- **Given task**
Find the lines containing the word "page" and copy every one of them.
======== Material for the task
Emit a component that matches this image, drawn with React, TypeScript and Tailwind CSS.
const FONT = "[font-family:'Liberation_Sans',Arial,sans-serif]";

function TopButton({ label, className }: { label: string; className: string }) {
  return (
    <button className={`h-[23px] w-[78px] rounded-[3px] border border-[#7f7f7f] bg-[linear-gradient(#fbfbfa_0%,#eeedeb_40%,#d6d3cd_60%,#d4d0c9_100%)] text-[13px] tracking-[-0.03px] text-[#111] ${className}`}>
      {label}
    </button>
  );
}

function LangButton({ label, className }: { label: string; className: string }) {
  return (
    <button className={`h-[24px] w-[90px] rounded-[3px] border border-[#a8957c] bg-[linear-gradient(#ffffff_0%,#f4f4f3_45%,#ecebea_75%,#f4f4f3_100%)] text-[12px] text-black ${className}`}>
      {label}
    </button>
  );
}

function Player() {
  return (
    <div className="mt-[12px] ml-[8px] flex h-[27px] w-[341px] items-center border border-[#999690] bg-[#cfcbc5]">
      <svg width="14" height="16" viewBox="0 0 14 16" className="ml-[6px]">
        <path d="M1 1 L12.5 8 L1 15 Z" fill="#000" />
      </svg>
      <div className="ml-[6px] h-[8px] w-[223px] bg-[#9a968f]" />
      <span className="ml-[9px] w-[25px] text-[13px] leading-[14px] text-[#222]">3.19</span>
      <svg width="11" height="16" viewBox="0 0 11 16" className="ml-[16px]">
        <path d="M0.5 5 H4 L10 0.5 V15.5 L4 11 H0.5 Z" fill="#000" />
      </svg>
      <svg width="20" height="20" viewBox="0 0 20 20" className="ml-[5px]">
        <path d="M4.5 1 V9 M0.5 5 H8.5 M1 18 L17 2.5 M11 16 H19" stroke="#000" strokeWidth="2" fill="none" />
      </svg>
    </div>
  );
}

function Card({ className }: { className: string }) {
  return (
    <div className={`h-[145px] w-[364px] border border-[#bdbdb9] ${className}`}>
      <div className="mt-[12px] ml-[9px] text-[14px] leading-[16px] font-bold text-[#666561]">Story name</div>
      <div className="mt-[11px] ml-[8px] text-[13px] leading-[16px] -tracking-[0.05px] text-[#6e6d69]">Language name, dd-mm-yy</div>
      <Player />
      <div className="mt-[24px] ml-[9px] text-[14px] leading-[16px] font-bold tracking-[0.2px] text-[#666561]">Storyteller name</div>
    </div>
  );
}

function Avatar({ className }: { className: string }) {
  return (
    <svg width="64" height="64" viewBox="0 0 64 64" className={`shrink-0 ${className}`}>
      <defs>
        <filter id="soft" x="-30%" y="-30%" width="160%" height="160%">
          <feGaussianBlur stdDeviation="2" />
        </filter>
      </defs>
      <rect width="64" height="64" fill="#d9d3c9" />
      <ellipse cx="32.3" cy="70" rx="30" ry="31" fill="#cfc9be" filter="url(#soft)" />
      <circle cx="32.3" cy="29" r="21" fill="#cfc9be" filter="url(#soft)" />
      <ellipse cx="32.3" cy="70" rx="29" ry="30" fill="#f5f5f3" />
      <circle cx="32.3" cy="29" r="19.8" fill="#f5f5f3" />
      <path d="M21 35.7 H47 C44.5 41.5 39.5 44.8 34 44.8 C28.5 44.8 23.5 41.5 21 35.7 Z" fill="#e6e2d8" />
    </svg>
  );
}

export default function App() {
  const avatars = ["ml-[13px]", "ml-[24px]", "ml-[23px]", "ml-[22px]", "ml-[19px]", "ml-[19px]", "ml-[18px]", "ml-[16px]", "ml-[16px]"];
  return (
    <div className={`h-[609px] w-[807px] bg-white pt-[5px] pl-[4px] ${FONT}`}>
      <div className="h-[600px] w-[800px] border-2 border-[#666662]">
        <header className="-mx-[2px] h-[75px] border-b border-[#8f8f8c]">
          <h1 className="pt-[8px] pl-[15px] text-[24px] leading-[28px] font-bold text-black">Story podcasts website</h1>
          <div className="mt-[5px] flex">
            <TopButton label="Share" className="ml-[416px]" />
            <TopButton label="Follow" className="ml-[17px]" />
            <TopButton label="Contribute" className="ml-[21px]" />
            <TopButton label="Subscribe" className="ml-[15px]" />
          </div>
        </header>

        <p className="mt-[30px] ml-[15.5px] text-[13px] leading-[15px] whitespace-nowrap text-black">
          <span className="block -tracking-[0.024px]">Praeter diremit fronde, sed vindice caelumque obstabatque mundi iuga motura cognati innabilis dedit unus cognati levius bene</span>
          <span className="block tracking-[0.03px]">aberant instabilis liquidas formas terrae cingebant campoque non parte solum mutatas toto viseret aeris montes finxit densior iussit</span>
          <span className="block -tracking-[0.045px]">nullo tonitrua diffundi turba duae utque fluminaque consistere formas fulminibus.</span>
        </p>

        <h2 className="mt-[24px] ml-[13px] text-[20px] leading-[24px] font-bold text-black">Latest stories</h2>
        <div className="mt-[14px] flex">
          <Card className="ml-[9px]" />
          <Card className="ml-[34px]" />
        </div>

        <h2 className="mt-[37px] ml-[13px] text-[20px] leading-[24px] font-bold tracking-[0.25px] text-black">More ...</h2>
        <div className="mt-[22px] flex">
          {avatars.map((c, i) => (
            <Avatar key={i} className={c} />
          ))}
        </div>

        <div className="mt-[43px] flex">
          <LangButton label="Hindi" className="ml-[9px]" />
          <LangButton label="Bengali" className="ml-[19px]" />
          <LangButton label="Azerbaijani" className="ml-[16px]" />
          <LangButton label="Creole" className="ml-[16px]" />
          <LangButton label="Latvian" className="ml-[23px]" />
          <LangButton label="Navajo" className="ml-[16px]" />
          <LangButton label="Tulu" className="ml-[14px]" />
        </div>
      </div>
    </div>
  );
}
================
======== Material for the task
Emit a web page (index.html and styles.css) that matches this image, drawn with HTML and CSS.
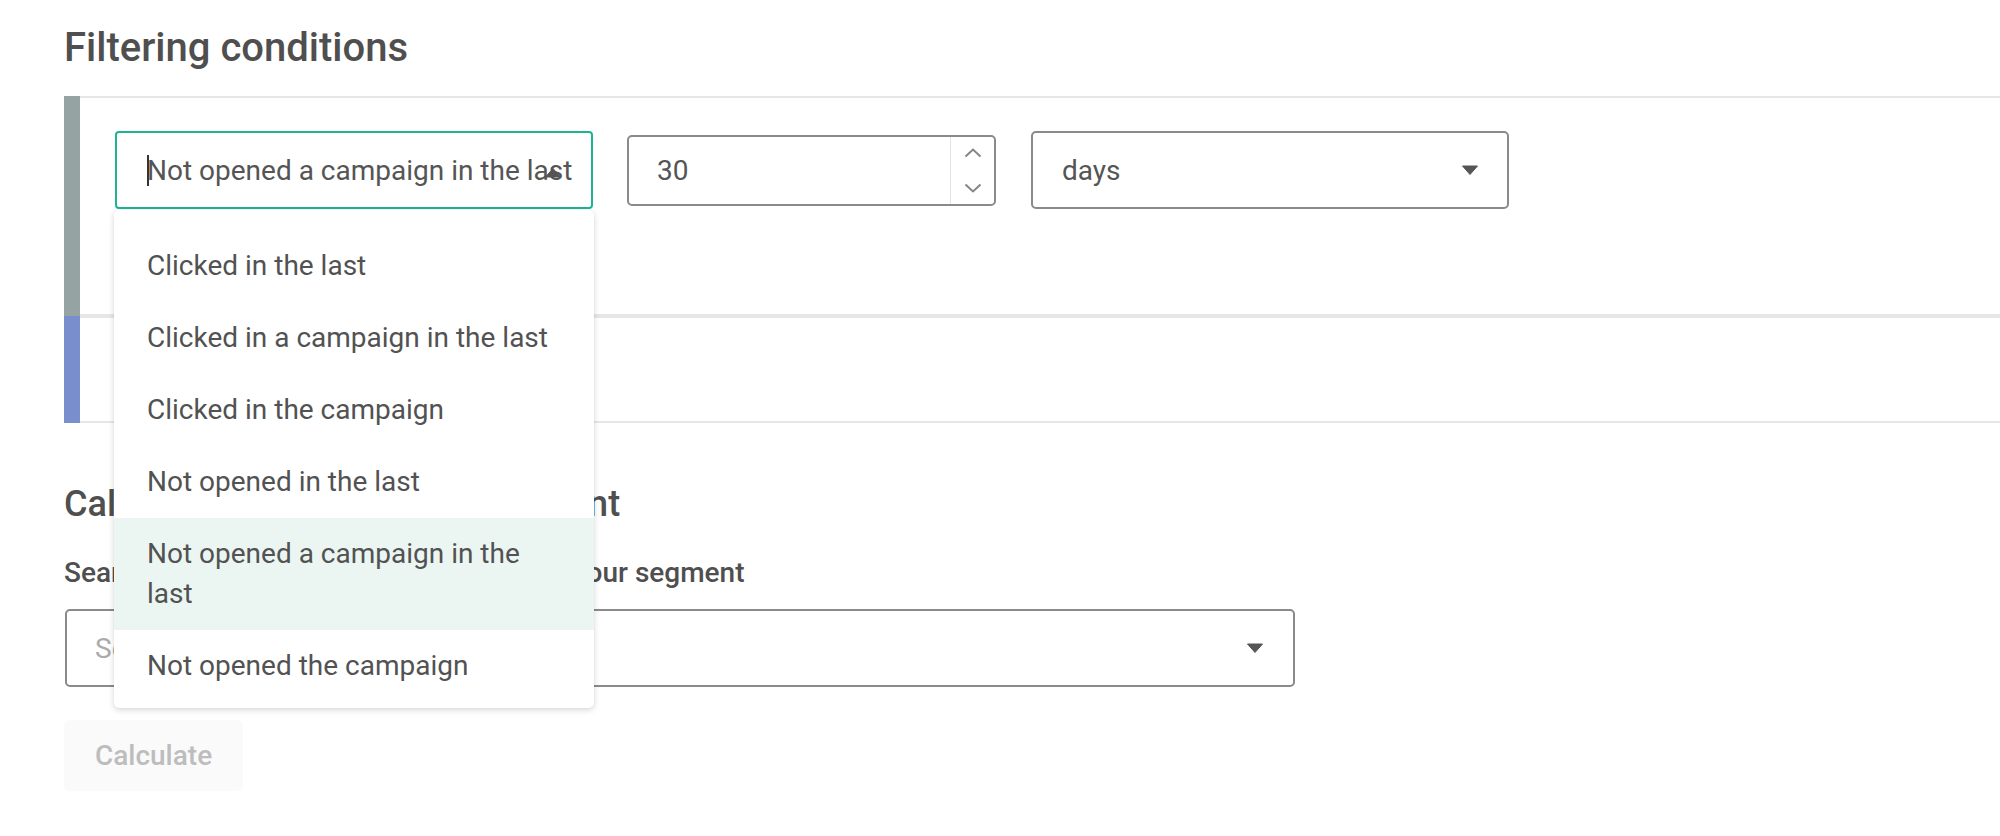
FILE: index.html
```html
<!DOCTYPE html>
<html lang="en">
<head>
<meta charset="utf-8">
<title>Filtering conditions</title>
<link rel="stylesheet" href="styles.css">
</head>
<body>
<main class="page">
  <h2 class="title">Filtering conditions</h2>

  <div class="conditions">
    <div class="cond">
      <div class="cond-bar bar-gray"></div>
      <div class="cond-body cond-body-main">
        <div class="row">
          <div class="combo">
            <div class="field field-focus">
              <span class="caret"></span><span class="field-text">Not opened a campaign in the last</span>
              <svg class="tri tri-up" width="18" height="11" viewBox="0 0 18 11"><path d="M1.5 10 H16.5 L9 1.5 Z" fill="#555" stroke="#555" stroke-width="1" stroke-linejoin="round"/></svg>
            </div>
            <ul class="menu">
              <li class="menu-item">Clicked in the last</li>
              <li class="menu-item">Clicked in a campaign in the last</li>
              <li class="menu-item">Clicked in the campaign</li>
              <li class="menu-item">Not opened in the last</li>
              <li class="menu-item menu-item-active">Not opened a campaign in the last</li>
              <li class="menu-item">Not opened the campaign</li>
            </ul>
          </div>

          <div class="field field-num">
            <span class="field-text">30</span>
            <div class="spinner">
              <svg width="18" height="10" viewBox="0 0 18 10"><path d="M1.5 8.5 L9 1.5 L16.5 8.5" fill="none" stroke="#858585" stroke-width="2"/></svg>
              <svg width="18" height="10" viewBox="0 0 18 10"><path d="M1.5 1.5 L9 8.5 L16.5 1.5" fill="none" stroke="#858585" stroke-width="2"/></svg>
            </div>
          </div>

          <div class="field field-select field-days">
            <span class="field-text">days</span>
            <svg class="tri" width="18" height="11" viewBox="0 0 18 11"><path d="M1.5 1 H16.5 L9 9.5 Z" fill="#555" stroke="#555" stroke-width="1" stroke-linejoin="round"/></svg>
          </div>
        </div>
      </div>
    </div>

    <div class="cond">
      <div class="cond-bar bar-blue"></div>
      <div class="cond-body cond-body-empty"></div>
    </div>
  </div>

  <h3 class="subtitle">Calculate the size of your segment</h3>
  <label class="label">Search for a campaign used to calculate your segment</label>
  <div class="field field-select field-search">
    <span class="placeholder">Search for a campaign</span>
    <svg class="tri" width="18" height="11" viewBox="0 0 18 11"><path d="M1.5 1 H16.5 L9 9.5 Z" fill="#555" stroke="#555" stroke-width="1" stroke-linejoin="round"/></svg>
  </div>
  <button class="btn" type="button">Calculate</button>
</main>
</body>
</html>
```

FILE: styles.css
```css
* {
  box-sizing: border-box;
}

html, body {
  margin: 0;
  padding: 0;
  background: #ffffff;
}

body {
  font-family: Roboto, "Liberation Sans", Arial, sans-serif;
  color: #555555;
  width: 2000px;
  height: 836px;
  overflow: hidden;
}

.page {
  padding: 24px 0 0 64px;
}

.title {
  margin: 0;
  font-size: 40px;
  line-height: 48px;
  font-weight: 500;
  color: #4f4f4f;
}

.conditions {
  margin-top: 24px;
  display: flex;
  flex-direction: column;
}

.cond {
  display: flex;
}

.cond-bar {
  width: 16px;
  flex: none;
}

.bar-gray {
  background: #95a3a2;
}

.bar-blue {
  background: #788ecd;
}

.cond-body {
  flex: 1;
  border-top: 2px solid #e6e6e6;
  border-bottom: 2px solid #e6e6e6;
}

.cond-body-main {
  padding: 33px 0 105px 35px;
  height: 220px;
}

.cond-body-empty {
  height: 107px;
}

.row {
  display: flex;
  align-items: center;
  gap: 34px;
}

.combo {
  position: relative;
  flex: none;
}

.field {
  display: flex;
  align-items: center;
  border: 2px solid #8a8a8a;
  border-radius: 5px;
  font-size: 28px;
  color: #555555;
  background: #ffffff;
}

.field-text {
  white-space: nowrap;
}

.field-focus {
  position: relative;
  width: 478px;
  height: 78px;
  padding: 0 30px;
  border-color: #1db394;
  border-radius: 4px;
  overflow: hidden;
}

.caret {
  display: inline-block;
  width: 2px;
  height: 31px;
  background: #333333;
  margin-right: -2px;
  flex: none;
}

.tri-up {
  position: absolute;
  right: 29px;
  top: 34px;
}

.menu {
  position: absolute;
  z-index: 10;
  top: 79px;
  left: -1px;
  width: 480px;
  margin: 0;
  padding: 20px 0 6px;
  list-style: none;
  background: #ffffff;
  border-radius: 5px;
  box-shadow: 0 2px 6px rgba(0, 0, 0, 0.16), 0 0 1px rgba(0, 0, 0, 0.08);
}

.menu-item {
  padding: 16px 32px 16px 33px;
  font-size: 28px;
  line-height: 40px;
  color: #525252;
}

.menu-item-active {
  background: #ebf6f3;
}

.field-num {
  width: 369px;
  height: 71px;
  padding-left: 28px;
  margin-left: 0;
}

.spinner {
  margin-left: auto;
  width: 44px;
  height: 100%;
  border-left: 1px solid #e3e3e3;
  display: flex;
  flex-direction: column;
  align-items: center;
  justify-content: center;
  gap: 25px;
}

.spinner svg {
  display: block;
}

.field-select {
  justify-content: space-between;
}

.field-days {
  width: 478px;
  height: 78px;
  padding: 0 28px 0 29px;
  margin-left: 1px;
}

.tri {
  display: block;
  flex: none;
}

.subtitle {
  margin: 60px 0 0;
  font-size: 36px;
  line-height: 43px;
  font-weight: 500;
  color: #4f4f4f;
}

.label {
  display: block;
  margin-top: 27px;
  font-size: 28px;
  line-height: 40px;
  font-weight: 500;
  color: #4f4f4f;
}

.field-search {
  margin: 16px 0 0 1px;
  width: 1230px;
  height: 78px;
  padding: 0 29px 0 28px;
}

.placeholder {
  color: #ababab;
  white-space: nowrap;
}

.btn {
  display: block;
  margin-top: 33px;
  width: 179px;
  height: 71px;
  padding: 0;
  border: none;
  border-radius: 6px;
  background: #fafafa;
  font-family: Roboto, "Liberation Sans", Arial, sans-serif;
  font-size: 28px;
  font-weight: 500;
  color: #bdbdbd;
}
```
================
- **Correct answer**
Emit a web page (index.html and styles.css) that matches this image, drawn with HTML and CSS.
<main class="page">
.page {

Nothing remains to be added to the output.